Hydrogen is poised to accelerate the global energy transition as the industry exhibits steep learning curves and finds ways to produce the gas more efficiently and at lower cost, according to a new study from researchers at the University of Mannheim and Harvard Business School.
Green hydrogen has considerable potential to reduce greenhouse gas emissions in industries that are difficult to decarbonize, including heavy-duty transportation, energy-intensive manufacturing, and long-term energy storage. “Widespread adoption of hydrogen, however, is widely considered to depend on substantial cost declines of power-to-gas technologies,” explains Professor Gunther Glenk, Assistant Professor at the University of Mannheim and Climate Fellow at Harvard Business School.

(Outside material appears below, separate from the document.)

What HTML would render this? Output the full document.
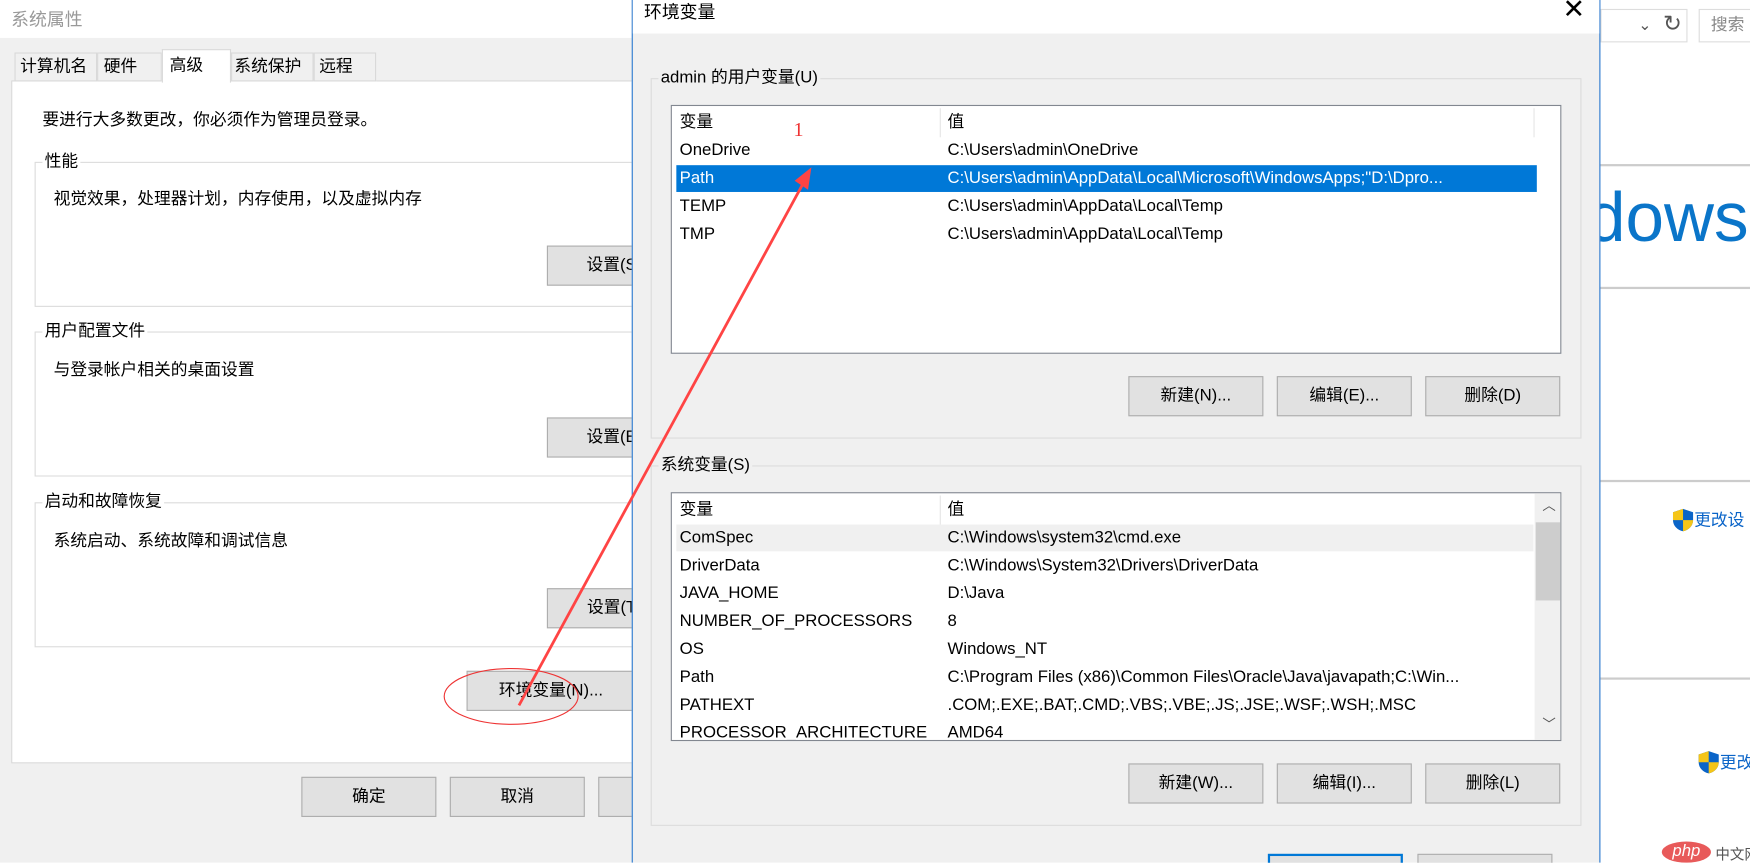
<!DOCTYPE html>
<html><head><meta charset="utf-8"><style>
html,body{margin:0;padding:0;width:1750px;height:863px;overflow:hidden;background:#fff}
#w{position:absolute;left:0;top:0;width:1568px;height:773px;overflow:hidden;transform:scale(1.11607);transform-origin:0 0;font-family:"Liberation Sans","Noto Sans CJK SC",sans-serif;font-size:15px;color:#000}
.a{position:absolute;white-space:nowrap}
.btn{position:absolute;background:#e1e1e1;border:1px solid #adadad;box-sizing:border-box;text-align:center;line-height:34px;height:36px;width:121px}
.grp{position:absolute;border:1px solid #dcdcdc;box-sizing:border-box}
.gl{position:absolute;top:-11px;left:6px;padding:0 2px;line-height:20px}
.lb{position:absolute;background:#fff;border:1px solid #828790;box-sizing:border-box;overflow:hidden}
.r{position:absolute;left:6px;height:24px;line-height:24px;width:768px}
.r span{position:absolute;left:240px}
</style></head><body><div id="w">
<div class="a" style="left:0;top:0;width:566px;height:34px;background:#fff"></div>
<div class="a" style="left:0;top:34px;width:566px;height:739px;background:#f0f0f0"></div>
<div class="a" style="left:10px;top:4px;color:#999;font-size:16px">系统属性</div>
<div class="a" style="left:10px;top:72px;width:560px;height:612px;background:#fff;border:1px solid #d9d9d9;box-sizing:border-box"></div>
<div class="a" style="left:13px;top:47px;width:74px;height:26px;background:#f0f0f0;border:1px solid #d9d9d9;box-sizing:border-box;line-height:24px;padding-left:4px">计算机名</div>
<div class="a" style="left:87px;top:47px;width:58px;height:26px;background:#f0f0f0;border:1px solid #d9d9d9;box-sizing:border-box;line-height:24px;padding-left:5px">硬件</div>
<div class="a" style="left:145px;top:44px;width:62px;height:30px;background:#fff;border:1px solid #d9d9d9;border-bottom:none;box-sizing:border-box;line-height:28px;padding-left:6px">高级</div>
<div class="a" style="left:207px;top:47px;width:74px;height:26px;background:#f0f0f0;border:1px solid #d9d9d9;box-sizing:border-box;line-height:24px;padding-left:2px">系统保护</div>
<div class="a" style="left:281px;top:47px;width:56px;height:26px;background:#f0f0f0;border:1px solid #d9d9d9;box-sizing:border-box;line-height:24px;padding-left:4px">远程</div>
<div class="a" style="left:38px;top:96px">要进行大多数更改，你必须作为管理员登录。</div>
<div class="grp" style="left:31px;top:145px;width:560px;height:130px"><div class="gl" style="background:#fff">性能</div></div>
<div class="a" style="left:48px;top:167px">视觉效果，处理器计划，内存使用，以及虚拟内存</div>
<div class="btn" style="left:490px;top:220px">设置(S)</div>
<div class="grp" style="left:31px;top:297px;width:560px;height:130px"><div class="gl" style="background:#fff">用户配置文件</div></div>
<div class="a" style="left:48px;top:320px">与登录帐户相关的桌面设置</div>
<div class="btn" style="left:490px;top:374px">设置(E)</div>
<div class="grp" style="left:31px;top:450px;width:560px;height:130px"><div class="gl" style="background:#fff">启动和故障恢复</div></div>
<div class="a" style="left:48px;top:473px">系统启动、系统故障和调试信息</div>
<div class="btn" style="left:490px;top:527px">设置(T)</div>
<div class="btn" style="left:418px;top:601px;width:150px;text-align:left;padding-left:28px">环境变量(N)...</div>
<div class="btn" style="left:270px;top:696px">确定</div>
<div class="btn" style="left:403px;top:696px">取消</div>
<div class="btn" style="left:536px;top:696px">应用</div>
<div class="a" style="left:1434px;top:0;width:134px;height:773px;background:#fff"></div>
<div class="a" style="left:1434px;top:8px;width:78px;height:30px;border:1px solid #ddd;box-sizing:border-box"></div>
<div class="a" style="left:1468px;top:8px;color:#555;font-size:14px;line-height:28px">⌄</div>
<div class="a" style="left:1490px;top:8px;color:#555;font-size:20px;line-height:28px">↻</div>
<div class="a" style="left:1522px;top:8px;width:60px;height:30px;border:1px solid #ddd;box-sizing:border-box;color:#888;line-height:28px;padding-left:10px">搜索</div>
<div class="a" style="left:1434px;top:147px;width:134px;height:2px;background:#ccc"></div>
<div class="a" style="left:1422px;top:160px;color:#0a75c9;font-size:62px;font-family:'Liberation Sans',sans-serif">dows</div>
<div class="a" style="left:1434px;top:257px;width:134px;height:2px;background:#ccc"></div>
<div class="a" style="left:1434px;top:430px;width:134px;height:2px;background:#ccc"></div>
<div class="a" style="left:1434px;top:607px;width:134px;height:2px;background:#ccc"></div>
<svg class="a" style="left:1497px;top:455px" width="22" height="22" viewBox="0 0 22 22"><path d="M11 1L2 4v7c0 5 4 9 9 10 5-1 9-5 9-10V4z" fill="#0a64c8"/><path d="M11 1v10H2V4zM11 11h9c0 5-4 9-9 10z" fill="#f5c518"/></svg>
<div class="a" style="left:1518px;top:455px;color:#0a64c8">更改设</div>
<svg class="a" style="left:1520px;top:672px" width="22" height="22" viewBox="0 0 22 22"><path d="M11 1L2 4v7c0 5 4 9 9 10 5-1 9-5 9-10V4z" fill="#0a64c8"/><path d="M11 1v10H2V4zM11 11h9c0 5-4 9-9 10z" fill="#f5c518"/></svg>
<div class="a" style="left:1541px;top:672px;color:#0a64c8">更改</div>
<div class="a" style="left:1489px;top:754px;width:44px;height:19px;border-radius:50%;background:#e85a5a;color:#fff;font-style:italic;font-size:15px;line-height:18px;text-align:center">php</div>
<div class="a" style="left:1537px;top:755px;color:#555;font-size:13px">中文网</div>
<div class="a" style="left:566px;top:0;width:868px;height:773px;background:#f0f0f0;border-left:1px solid #2b79d0;border-right:1px solid #2b79d0;box-sizing:border-box"></div>
<div class="a" style="left:567px;top:0;width:866px;height:30px;background:#fff"></div>
<div class="a" style="left:577px;top:-3px;font-size:16px">环境变量</div>
<div class="a" style="left:1400px;top:-6px;font-size:24px;font-weight:300">✕</div>
<div class="grp" style="left:583px;top:70px;width:834px;height:323px"><div class="gl" style="background:#f0f0f0">admin 的用户变量(U)</div></div>
<div class="lb" style="left:601px;top:94px;width:798px;height:223px">
<div class="a" style="left:240px;top:2px;width:1px;height:26px;background:#e5e5e5"></div>
<div class="a" style="left:772px;top:2px;width:1px;height:26px;background:#e5e5e5"></div>
<div class="r" style="top:3px;left:7px">变量<span>值</span></div>
<div class="r" style="top:28px;left:7px">OneDrive<span>C:\Users\admin\OneDrive</span></div>
<div class="r" style="top:53px;left:4px;background:#0078d7;color:#fff;padding-left:3px">Path<span style="left:243px">C:\Users\admin\AppData\Local\Microsoft\WindowsApps;"D:\Dpro...</span></div>
<div class="r" style="top:78px;left:7px">TEMP<span>C:\Users\admin\AppData\Local\Temp</span></div>
<div class="r" style="top:103px;left:7px">TMP<span>C:\Users\admin\AppData\Local\Temp</span></div>
</div>
<div class="btn" style="left:1011px;top:337px">新建(N)...</div>
<div class="btn" style="left:1144px;top:337px">编辑(E)...</div>
<div class="btn" style="left:1277px;top:337px">删除(D)</div>
<div class="grp" style="left:583px;top:417px;width:834px;height:323px"><div class="gl" style="background:#f0f0f0">系统变量(S)</div></div>
<div class="lb" style="left:601px;top:441px;width:798px;height:223px">
<div class="a" style="left:240px;top:2px;width:1px;height:26px;background:#e5e5e5"></div>
<div class="a" style="left:773px;top:0;width:24px;height:221px;background:#f0f0f0"></div>
<div class="a" style="left:774px;top:26px;width:22px;height:70px;background:#cdcdcd"></div>
<div class="a" style="left:780px;top:2px;font-size:12px;color:#555">︿</div>
<div class="a" style="left:780px;top:198px;font-size:12px;color:#555">﹀</div>
<div class="r" style="top:3px;left:7px">变量<span>值</span></div>
<div class="r" style="top:28px;left:4px;width:768px;background:#f0f0f0;padding-left:3px;box-sizing:border-box">ComSpec<span style="left:243px">C:\Windows\system32\cmd.exe</span></div>
<div class="r" style="top:53px;left:7px">DriverData<span>C:\Windows\System32\Drivers\DriverData</span></div>
<div class="r" style="top:78px;left:7px">JAVA_HOME<span>D:\Java</span></div>
<div class="r" style="top:103px;left:7px">NUMBER_OF_PROCESSORS<span>8</span></div>
<div class="r" style="top:128px;left:7px">OS<span>Windows_NT</span></div>
<div class="r" style="top:153px;left:7px">Path<span>C:\Program Files (x86)\Common Files\Oracle\Java\javapath;C:\Win...</span></div>
<div class="r" style="top:178px;left:7px">PATHEXT<span>.COM;.EXE;.BAT;.CMD;.VBS;.VBE;.JS;.JSE;.WSF;.WSH;.MSC</span></div>
<div class="r" style="top:203px;left:7px">PROCESSOR_ARCHITECTURE<span>AMD64</span></div>
</div>
<div class="btn" style="left:1011px;top:684px">新建(W)...</div>
<div class="btn" style="left:1144px;top:684px">编辑(I)...</div>
<div class="btn" style="left:1277px;top:684px">删除(L)</div>
<div class="btn" style="left:1136px;top:765px;border:2px solid #0078d7"></div>
<div class="btn" style="left:1270px;top:765px"></div>
<div class="a" style="left:711px;top:106px;color:#e33;font-family:'Liberation Serif',serif;font-size:18px">1</div>
<svg class="a" style="left:0;top:0" width="1568" height="773"><ellipse cx="458" cy="624" rx="60" ry="25" fill="none" stroke="#e33" stroke-width="1"/><line x1="465" y1="632" x2="722" y2="160" stroke="#f44" stroke-width="2.5"/><path d="M727 150L712 162L724 170Z" fill="#f44"/></svg>
</div></body></html>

The new study, which Glenk co-authored with Philip Holler and Professor Stefan Reichelstein (both University of Mannheim), estimates how quickly gains are made for different hydrogen technologies. Based on global observations of installed power-to-gas systems, the authors project that the life-cycle cost of clean hydrogen production will likely fall in the range of 1.6–1.9 US dollars/kg by 2030, a decline from about 3–5 US dollars/kg today.
Recognizing the potential of hydrogen as a decarbonized energy source, governments around the world have recently introduced sizeable regulatory initiatives and subsidy programs for the development, manufacturing, and deployment of hydrogen equipment. The U.S. Department of Energy also articulated the prominent Hydrogen Shot initiative in 2021. According to this initiative, the cost of producing clean hydrogen is to come down to $1.0/kg by the year 2030.

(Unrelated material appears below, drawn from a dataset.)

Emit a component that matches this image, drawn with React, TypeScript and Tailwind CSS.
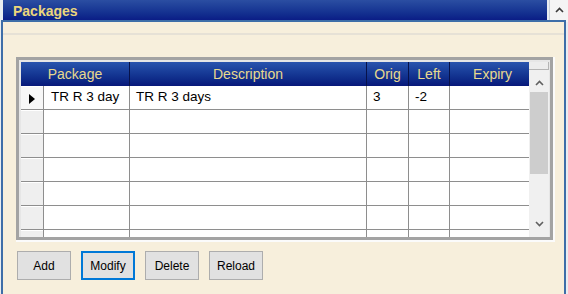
const columns = [
  { key: "pkg", title: "Package", width: "w-[86px]" },
  { key: "desc", title: "Description", width: "w-[237px]" },
  { key: "orig", title: "Orig", width: "w-[42px]" },
  { key: "left", title: "Left", width: "w-[41px]" },
  { key: "exp", title: "Expiry", width: "w-[79px]" },
];

const rows = [
  { pkg: "TR R 3 day", desc: "TR R 3 days", orig: "3", left: "-2", exp: "" },
  { pkg: "", desc: "", orig: "", left: "", exp: "" },
  { pkg: "", desc: "", orig: "", left: "", exp: "" },
  { pkg: "", desc: "", orig: "", left: "", exp: "" },
  { pkg: "", desc: "", orig: "", left: "", exp: "" },
  { pkg: "", desc: "", orig: "", left: "", exp: "" },
  { pkg: "", desc: "", orig: "", left: "", exp: "" },
];

function Chevron({ down = false, className = "" }: { down?: boolean; className?: string }) {
  return (
    <svg width="9" height="6" viewBox="0 0 9 6" className={className}>
      <polyline
        points={down ? "1,1 4.5,4.5 8,1" : "1,5 4.5,1.5 8,5"}
        fill="none"
        stroke="currentColor"
        strokeWidth="1.6"
      />
    </svg>
  );
}

function Button({ label, focused = false }: { label: string; focused?: boolean }) {
  return (
    <div
      className={`w-[54px] h-[29px] flex items-center justify-center bg-[#e1e1e1] text-[12px] text-black ${
        focused ? "border-2 border-[#0078d7]" : "border border-[#adadad]"
      }`}
    >
      {label}
    </div>
  );
}

export default function App() {
  return (
    <div
      className="w-[568px] h-[294px] overflow-hidden flex flex-col bg-[#e9edf1]"
      style={{ fontFamily: '"Liberation Sans", Arial, sans-serif' }}
    >
      {/* Title bar */}
      <div className="flex h-[20px] shrink-0">
        <div className="ml-[3px] w-[544px] h-full bg-gradient-to-b from-[#2b4ea2] to-[#0b1d86] flex items-center pl-[10px]">
          <span className="text-[14px] font-bold text-[#ecd67c] leading-none pt-[1px]">Packages</span>
        </div>
        <div className="ml-[2px] w-[19px] h-[22px] bg-[#f4f4f4] border-l border-[#c8d0da] flex items-center justify-center text-[#3a3a3a]">
          <Chevron className="mb-[2px]" />
        </div>
      </div>

      {/* Body */}
      <div className="flex-1 ml-[1px] w-[565px] border-l-2 border-r-2 border-t-2 border-[#3e6ea8] bg-[#f7efdc] pl-[13px] pr-[8px]">
        <div className="mt-[11px] -ml-[13px] -mr-[8px] h-[2px] bg-[#e6e1d6]" />

        {/* Grid */}
        <div className="mt-[22px] w-[539px] border-r-2 border-b-2 border-[#fbfbfb]">
          <div className="h-[183px] border-[3px] border-[#a3a3a3] bg-[#e6e6e6] pl-[2px] pt-[2px] flex overflow-hidden">
            <div className="w-[508px] h-[175px] overflow-hidden bg-white">
              {/* Header */}
              <div className="flex h-[24px] bg-gradient-to-b from-[#2954ae] to-[#08187a] text-[14px] text-[#e8d98e]">
                <div className="w-[109px] border-r border-[#07124a] flex items-center justify-center">Package</div>
                <div className="w-[237px] border-r border-[#07124a] flex items-center justify-center">Description</div>
                <div className="w-[42px] border-r border-[#07124a] flex items-center justify-center">Orig</div>
                <div className="w-[41px] border-r border-[#07124a] flex items-center justify-center">Left</div>
                <div className="w-[79px] flex items-center justify-center pl-[6px]">Expiry</div>
              </div>

              {/* Rows */}
              {rows.map((row, i) => (
                <div key={i} className="flex h-[24px] text-[13.5px] text-black">
                  <div
                    className={`w-[23px] border-r border-b border-[#8e8e8e] flex items-center justify-center pt-[2px] shadow-[inset_0_1px_0_#ffffff] ${
                      i === 0 ? "bg-[#f7f7f7]" : "bg-[#efefef]"
                    }`}
                  >
                    {i === 0 && (
                      <svg width="6" height="10" viewBox="0 0 6 10">
                        <polygon points="0,0 6,5 0,10" fill="#000" />
                      </svg>
                    )}
                  </div>
                  {columns.map((col, c) => (
                    <div
                      key={col.key}
                      className={`${col.width} border-b border-[#8e8e8e] ${
                        c < columns.length - 1 ? "border-r" : ""
                      } ${c === 0 ? "pl-[7px]" : "pl-[6px]"} pt-[2px] leading-[18px] whitespace-nowrap overflow-hidden`}
                    >
                      {row[col.key as keyof typeof row]}
                    </div>
                  ))}
                </div>
              ))}
            </div>

            {/* Vertical scrollbar */}
            <div className="w-[20px] h-[175px] flex flex-col bg-[#f0f0f0]">
              <div className="h-[8px] bg-[#ececec] border-b border-r border-[#b4b4b4]" />
              <div className="h-[20px] flex items-center justify-center text-[#606060]">
                <Chevron className="mt-[6px]" />
              </div>
              <div className="mx-[1px] mt-[2px] h-[82px] bg-[#cdcdcd]" />
              <div className="flex-1" />
              <div className="h-[22px] flex items-center justify-center text-[#606060] pb-[4px]">
                <Chevron down />
              </div>
            </div>
          </div>
        </div>

        {/* Buttons */}
        <div className="mt-[9px] flex gap-[10px] pl-[1px]">
          <Button label="Add" />
          <Button label="Modify" focused />
          <Button label="Delete" />
          <Button label="Reload" />
        </div>
      </div>
    </div>
  );
}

Investors are often skeptical of ambitious targets for sustainable energy set by governments and international bodies trying to reach net zero. But this new research shows that industry trends are achieving a level approaching, though not quite achieving, the $1.0/kg cost target set by the U.S. Department of Energy.
“Once you have deployment in place, you can get cost reductions. With cost reduction, there’s more deployment because more applications become financially attractive, which then leads again to more deployment and cost reduction. It’s a virtuous cycle that can change the game,” says Glenk.
- The study has been published in the journal Energy & Environmental Studies.